The Best Cooking Show in All of Jaipur

One of the biggest appeals of India to foreign travelers is her food. Indian restaurants can be found in the largest of cities and the smallest of towns all over the world. But, while the dishes at these restaurants are certainly delicious, they’ll never be the “real thing.” For travelers who are coming to India in part to try their favorite cuisine directly from the source, there’s no better place to do it than the Ikaki Niwas Hotel.

During our stay here in Jaipur, we had the unique opportunity to participate in the cooking demonstrate that’s offered a few times a week at the hotel. Here, we could get up close and personal not only with Indian cuisine, but the people behind it.

At around 6:30 P.M., we were called from our rooms to come down for the cooking demonstration, led by Devika Rathore. She and her husband, JD, own the hotel, and she was by far one of the best parts about the cooking demonstration, offering her smiles and kind words to travelers. After chatting with her, it’s easy to see that the secret ingredient in the dishes she makes is nothing other than “love.”

We briefly introduced ourselves to the other travelers coming to see the demonstration; a mother and son from Brazil. Though they were only in Jaipur for a night and not staying at Ikaki Niwas, we learned that it’s possible to join the cooking demonstration even if you won’t be putting your head down at the hotel after eating. We talked briefly on the hotel’s terrace, where other groups of friendly tourists were gathered, having a beverage and enjoying each other’s company.

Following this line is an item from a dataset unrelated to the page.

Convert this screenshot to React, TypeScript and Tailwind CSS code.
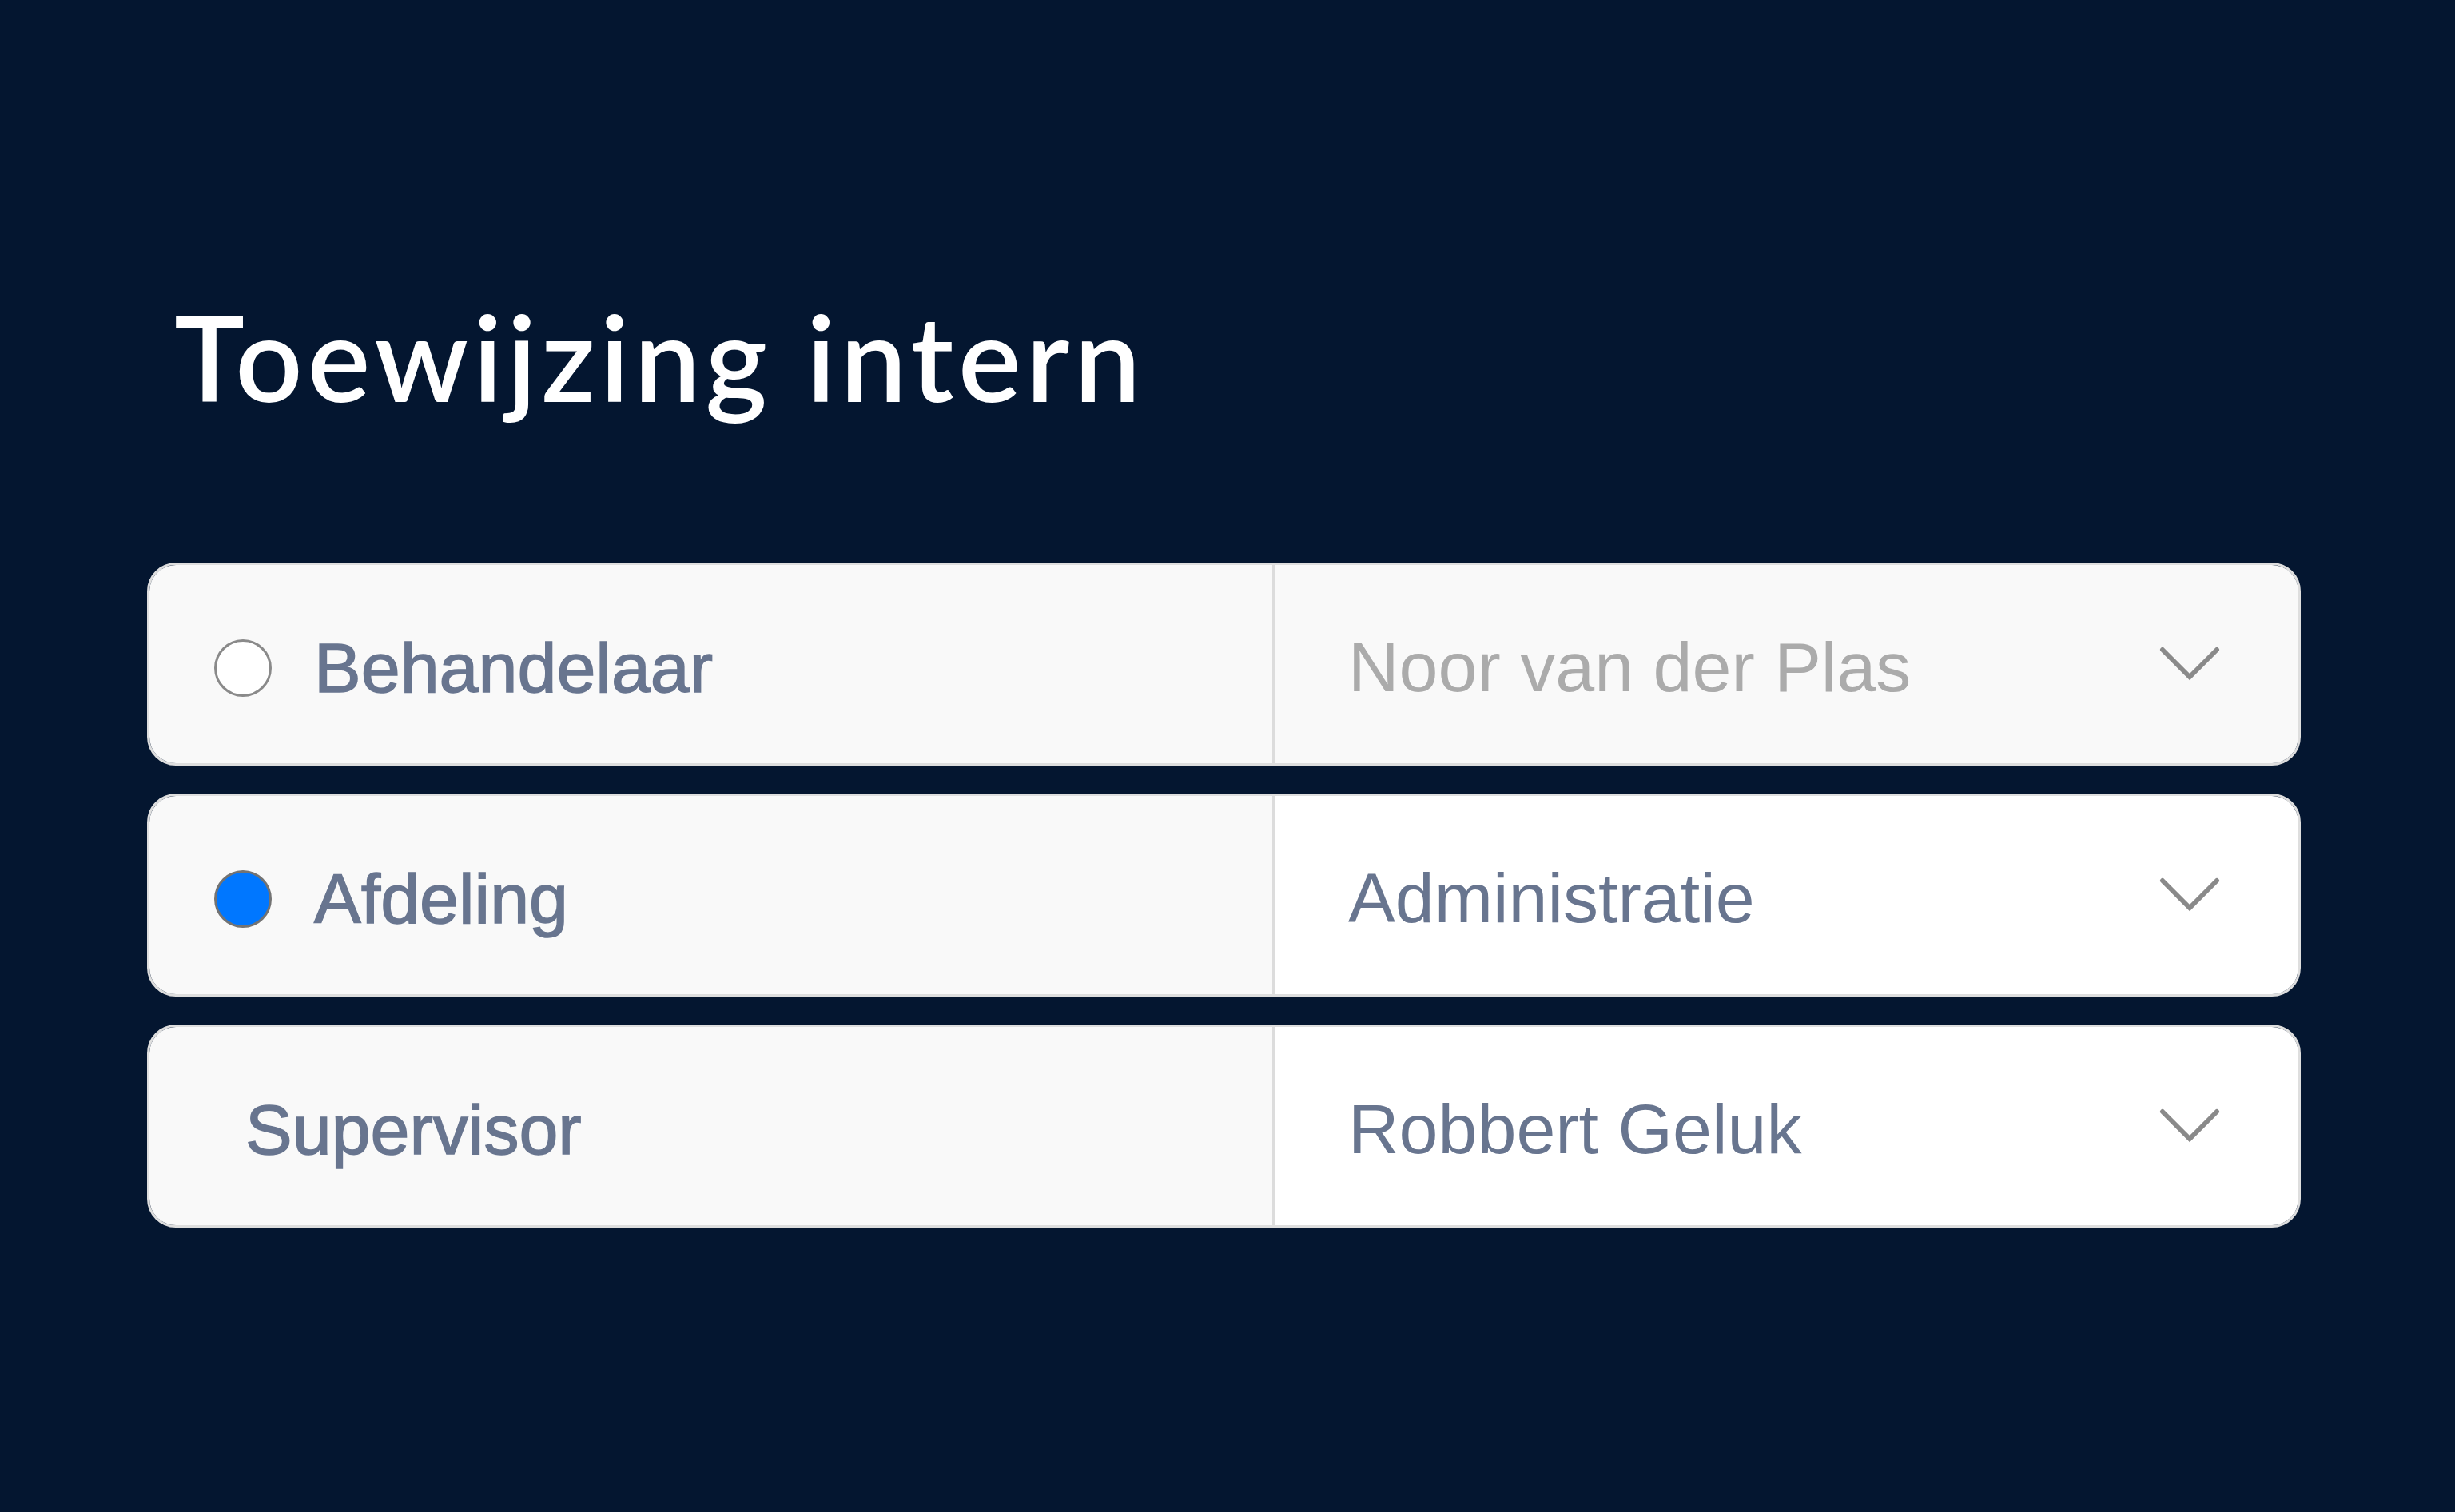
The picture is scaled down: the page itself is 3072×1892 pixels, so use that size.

The weather was brisk, and out from the terrace, the moon shone brightly in the sky above the city.

We were gestured over to the sitting area in front of a table with a portable stove top, spices, bowls, and pans. Devika stood behind it and told us what we’d be cooking today: lentil papadum curry, halwa and chapatis. I couldn’t wait. Devika gently introduced us to the different ingredients she used, and while I can’t recite all of them now, you will get your own recipe card if you visit Ikaki Niwas for this demonstration. For some reason, the fresh bay leaves she used stuck out to me, and I kept my eye on them as she added them to the wok. She also explained Rajasthani food. Rajasthani cuisine is different than anywhere else in India, because it’s defined by ingredients that come from the desert, that can go several days without needing to be heated. Lots of lentils, beans, gram, spices, etc., and not many vegetables, make up the dishes. But, make no mistake, Despite the fact that ingredients have been limited in the past, the Rajasthani people have learned to make incredible dishes with what they have.

Devika made cooking Indian food look so easy. I’ve tried it myself on a few different occasions, as my boyfriend and I like to eat vegetarian, and many Indian dishes don’t contain meat. Devika talked to us throughout the demonstration, and I found her natural and genuine multi-tasking abilities to be amazing. She and JD had a young son, too, who was walking around making conversation with the guests.

At this point, the smells radiating off the stove were mouth-watering, and even though we were out on the terrace, the scents lingered and didn’t drift away in the cool night time air.

Finally, it was our turn to participate in the cooking demonstration.We looked over at the others with hesitation. We were clearly both afraid of doing something wrong! Surely, we couldn’t do it as well as Devika! Luckily, she already took care of the hard stuff. All we had to do was cook the chapatis, which didn’t seem too difficult. Devika showed us how to make the bread with flour, water, and salt, and I couldn’t believe all this time at home I had been spending hours trying to create the perfect naan bread with tons of other ingredients!

When it was my turn to step up to the plate – or, pan rather – Devika instructed me on how to roll, flatten and pinch the dough to create the right shape for the chapati. With the thin pan hot and ready, I hesitated slightly before placing my chapati on the pan. Devika guided my hands and let me know when it was time to flip the bread. And, viola! The chapati was made. The remaining participants cooked their chapati, too, and before we knew it, it was time to eat.

We moved inside to the dining area, and the table was all set. Dinesh, the server and helper that had been waiting on us since our arrival at the hotel, smiled graciously and gestured for us to sit down. He brought the food over, and went around the table to ask each of us what we would like to drink. After, he served us a little bit of each dish onto our plates, and we added our own spoonfuls of rice and a chapati. I wondered as I took from the basket which one was mine, but they all looked amazing. Devika was a great teacher, after all.

As we ate, we talked more about life in Jaipur, the hotel, the people that come to visit, and what everyone’s plans were for the following day. This cooking demonstration really sums up what Ikaki Niwas does — bringing people together in a foreign country, over something we can all share and enjoy:

Delicious, homemade, Rajasthani food.